Tall tulips are the best tulips to use at the end of spring in your garden borders. Nature has been kind to gardeners by coming up with a range of really tall-growing, bold and beautiful tulips that flower just at the moment when they are needed.
Tulips come in all sorts of sizes: exquisite miniature species for alpine beds and pots, familiar singles and doubles for mass planting throughout the garden landscape and also tall, prima donnas awaiting their curtain call at the end of spring. All have their uses and the tall, late tulips are a special case in point.
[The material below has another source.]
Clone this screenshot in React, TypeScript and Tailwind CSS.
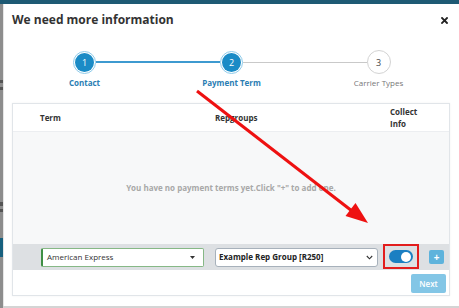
import React from "react";

const font = { fontFamily: '"Open Sans", "Noto Sans", "Liberation Sans", sans-serif' };

function Step({
  n,
  label,
  state,
  leftColor,
  rightColor,
}: {
  n: number;
  label: string;
  state: "done" | "todo";
  leftColor: string;
  rightColor: string;
}) {
  return (
    <div className="w-[147px] flex flex-col items-center">
      <div className="w-full h-[24px] flex items-center">
        <div className={`flex-1 ${leftColor}`} />
        {state === "done" ? (
          <div className="w-[23px] h-[23px] rounded-full border border-[#8ecbea] bg-white p-[1px] flex">
            <div className="flex-1 rounded-full bg-[#1a8bc6] flex items-center justify-center text-white text-[9px] leading-none">
              {n}
            </div>
          </div>
        ) : (
          <div className="w-[24px] h-[24px] rounded-full border border-[#d3d3d3] bg-white flex items-center justify-center text-[#444] text-[9px] leading-none">
            {n}
          </div>
        )}
        <div className={`flex-1 ${rightColor}`} />
      </div>
      <div
        className={`mt-[3px] text-[8px] leading-[12px] ${
          state === "done" ? "font-bold text-[#2a7db3]" : "text-[#777]"
        }`}
      >
        {label}
      </div>
    </div>
  );
}

export default function App() {
  return (
    <div
      className="w-[459px] h-[308px] bg-[#d4d4d4] flex flex-col overflow-hidden relative"
      style={font}
    >
      <div className="h-[4px] bg-[#1e5a74] shrink-0" />
      <div className="flex flex-1 min-h-0">
        <div className="w-[3px] bg-[#8d8d8d] flex flex-col">
          <div className="h-[76px]" />
          <div className="h-[3px] bg-[#555]" />
          <div className="h-[4px]" />
          <div className="h-[3px] bg-[#555]" />
          <div className="h-[112px]" />
          <div className="h-[4px] bg-[#555]" />
          <div className="h-[3px]" />
          <div className="h-[3px] bg-[#555]" />
          <div className="h-[26px]" />
          <div className="h-[19px] bg-[#17607e]" />
        </div>
        <div className="flex-1 flex flex-col">
          <div className="h-[302px] bg-white flex flex-col border-l border-[#e6e6e6]">
            {/* header */}
            <div className="h-[32px] flex items-center justify-between pl-[8px] pr-[11px]">
              <div className="text-[12px] font-bold text-[#333] leading-none">
                We need more information
              </div>
              <svg width="7" height="7" viewBox="0 0 7 7">
                <path d="M1 1 L6 6 M6 1 L1 6" stroke="#222" strokeWidth="1.8" strokeLinecap="square" />
              </svg>
            </div>

            {/* stepper */}
            <div className="mt-[14px] flex pl-[7px]">
              <Step n={1} label="Contact" state="done" leftColor="" rightColor="h-[1.5px] bg-[#3d9ad0]" />
              <Step
                n={2}
                label="Payment Term"
                state="done"
                leftColor="h-[1.5px] bg-[#3d9ad0]"
                rightColor="h-[1px] bg-[#c9c9c9]"
              />
              <Step n={3} label="Carrier Types" state="todo" leftColor="h-[1px] bg-[#c9c9c9]" rightColor="" />
            </div>

            {/* panel */}
            <div className="mt-[14px] ml-[8px] mr-[9px] h-[193px] border border-[#e1e5e9] flex flex-col shadow-[0_0_2px_rgba(0,0,0,0.06)]">
              <div className="h-[28px] border-b border-[#eceef1] flex items-center pl-[27px] text-[8px] font-bold text-[#333]">
                <div className="w-[175px]">Term</div>
                <div className="w-[175px]">Repgroups</div>
                <div className="leading-[12px]">
                  <div>Collect</div>
                  <div>Info</div>
                </div>
              </div>
              <div className="h-[112px] bg-[#f7f8f9] flex items-center justify-center">
                <div className="text-[8px] font-bold text-[#a8a8a8]">
                  You have no payment terms yet.Click "+" to add one.
                </div>
              </div>
              <div className="h-[26px] bg-[#dde0e3] flex items-center pl-[28px]">
                <div className="w-[163px] h-[19px] bg-white border border-[#86b886] border-l-2 border-l-[#3f8f45] rounded-[2px] flex items-center justify-between pl-[4px] pr-[8px]">
                  <span className="text-[8px] text-[#333]">American Express</span>
                  <svg width="5" height="3" viewBox="0 0 5 3">
                    <path d="M0 0 L5 0 L2.5 3 Z" fill="#333" />
                  </svg>
                </div>
                <div className="ml-[11px] w-[163px] h-[19px] bg-white border border-[#a7b1bb] rounded-[3px] flex items-center justify-between pl-[3px] pr-[4px]">
                  <span className="text-[8px] font-bold text-[#222]">Example Rep Group [R250]</span>
                  <svg width="7" height="5" viewBox="0 0 7 5">
                    <path d="M0.8 1 L3.5 3.8 L6.2 1" stroke="#333" strokeWidth="1.1" fill="none" />
                  </svg>
                </div>
                <div className="ml-[5px] self-start w-[36px] h-[25px] border-2 border-[#e21d1d] flex items-center justify-center">
                  <div className="w-[24px] h-[13px] rounded-full bg-[#1b7fc2] flex items-center justify-end pr-[2px]">
                    <div className="w-[10px] h-[10px] rounded-full bg-white" />
                  </div>
                </div>
                <div className="ml-[10px] w-[15px] h-[14px] bg-[#5eb3dc] rounded-[2px] flex items-center justify-center text-white text-[10px] font-bold leading-none">
                  +
                </div>
              </div>
              <div className="flex-1 flex justify-end items-start pt-[4px] pr-[3px]">
                <div className="w-[35px] h-[19px] bg-[#83c6e6] rounded-[2px] flex items-center justify-center text-white text-[8px] font-semibold">
                  Next
                </div>
              </div>
            </div>
          </div>
        </div>
      </div>

      {/* annotation arrow */}
      <svg className="absolute left-0 top-0 pointer-events-none" width="459" height="308" viewBox="0 0 459 308">
        <line x1="197" y1="91" x2="352" y2="211" stroke="#ee1111" strokeWidth="3" />
        <polygon points="368,223 345.5,216 355.5,203" fill="#ee1111" />
      </svg>
    </div>
  );
}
In spring things happen fast in the garden. Shrubs will be bursting into flower and leaf by the end of April and are rapidly joined by their perennial partners. There will be ground-covering perennials bursting into early flower such as pulmonarias, aquilegias, brunneras and a host of early bulbs. Additionally, many plants that will not start flowering until later will be shooting into growth.
Summer flowering perennials make rapid growth once temperatures rise and by the beginning of May many will have formed substantial clumps of foliage. In May, short-growing tulips would be quickly overtaken in mixed borders containing groups of fast growing daylilies, oriental poppies, euphorbias, phlox and ornamental grasses, for example. Clearly, this is where we might look for tulips that can stand high, boldly-upright amidst the frenzied activity surrounding them.
In many ways this is a situation where bigger is going to be better. In late spring there is not going to be the space in mixed borders for wide drifts of hundreds of tulip bulbs. Instead, we need bold specimen plants that individually make their mark. Tulips that might grow 60 to 80 cm. tall would look ridiculous if the ground around them was bare as in early spring, but by May, amidst shrubs and the burgeoning clumps of perennials, they fit in perfectly.
Tall tulips need to be planted singly, in gentle drifts through the middle and the rear zones of garden borders. Placed within the context of other garden plants these tulips will present their dramatic colours and bold flowers as crowning jewels. You don’t need many of these magical flowers to make an impact.
Tulip ‘Big Smile’ is a good example of these long-stemmed, late-flowering tulips to start with. Its parentage includes one of the most famous Single-Late group tulips Mrs John T. Scheepers. The elongated, oval-shaped flowers of Tulip ‘Big Smile’ are lemon yellow on opening, maturing to deeper yellow during its long flowering period. I grow it amidst clumps of Calamagrostis x acutiflora, an ornamental grass that makes substantial fine-leaved clumps very early in the spring, long before coming into flower itself.
Renown is a pink cultivar of similar heritage that has, in the past, played an important role in the breeding of good tulip varieties for the production of cut flowers. Additionally, it has also produced offspring, known as sports, that are very important for us as gardeners. Avignon is truly dramatic with its rich orange petals washed over with pink that are also attractive in bud when bronze and terracotta shades start to develop.
Perhaps the most popular of any of this family is Menton. Tulip ‘Menton’ is light pink with an attractive faint orange glow. This has in its turn produced one of my all time favourite tulips, Dordogne. Now the pink of Menton is washed in clear orange to create flowers that radiate warmth and light.
A new addition to this assortment is Clearwater. Here we have a pure white alternative to pink Menton making it the perfect partner for it in a mixed planting. However, not mass-planted, but random and widely scattered across the back of a sunny garden border; sprinkle them like pink and white confetti.
A number of Lily-flowered tulips are also late-flowering and relatively tall-growing. Not all are tall, but one that must be mentioned here is Jacqueline. It grows just as tall as the others tulips so far mentioned; the flowers are very large especially when opened wide by sunshine. Tulip ‘Jacqueline’ flowers deep, uncompromising pink.
To end on a different note we must not forget Tulip ‘Queen of Night’ and its double sport ‘Black Hero’. Their flowers, deep maroon, are almost black and small when compared with the dramatic Single Late group tulips mentioned above. However, their size does not detract from their impact in a mixed border planting. However, I would plant a lot more of these distinctive tulips, in drifts, through a mixed border than the larger flowered varieties. Working like dots and commas, they serve to punctuate any late spring border. It is not surprising that these black tulips are some of the most popular of all.